Sobre a atuação do jornal na desmistificação de representações negativas relacionados à comunidade, a coordenadora do jornal Jéssica Pires enfatiza:
“Moramos aqui e abordamos a comunidade sobre uma lógica que escolhe ver a natureza das coisas, não estamos negligenciando nenhum problema. Estamos contando também histórias verdadeiras de pessoas que constroem suas vidas e suas trajetórias, constroem coisas muito especiais que ocorrem tanto aqui quanto em qualquer outro espaço, coisas que são cotidianas mas também muito especiais.”
No decorrer da entrevista, Jéssica esclarece que complexos como a Maré são consequência de uma lógica de pensamento da cidade e há a escolha de grandes veículos de comunicação de seguir abordando a comunidade somente quando o tema é violência, ausência e dificuldade.
Nesse cenário, iniciativas como o Maré de Notícias seguem como ferramentas imprescindíveis na luta por interesses de quem está inserido no mesmo contexto social e cultural e na ampliação da cidadania, trazendo o morador para um espaço onde se debatem temas fundamentais para a comunidade em que vivem.
Dados do censo realizado pelo Instituto para o Desenvolvimento do Jornalismo (Projor) evidenciaram uma redução de 8,6% no número de cidades sem veículos locais de imprensa independente no Brasil.

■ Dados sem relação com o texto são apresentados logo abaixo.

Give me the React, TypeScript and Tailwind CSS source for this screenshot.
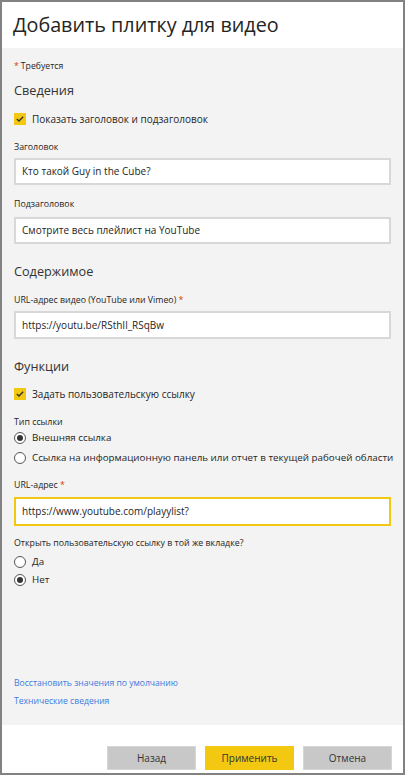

Esses dados comprovam uma mudança positiva, porém continua sendo essencial a criação de políticas de incentivo que estimulem o surgimento e a manutenção de novos meios alternativos de comunicação, fortalecendo iniciativas locais. Políticas que favoreçam a diversidade, garantindo a luta da população por seus direitos e a compreensão dos fatos de forma mais plural, sobretudo em locais onde a população é representada de forma marginalizada, garantindo o direito à informação e protegendo nossa democracia.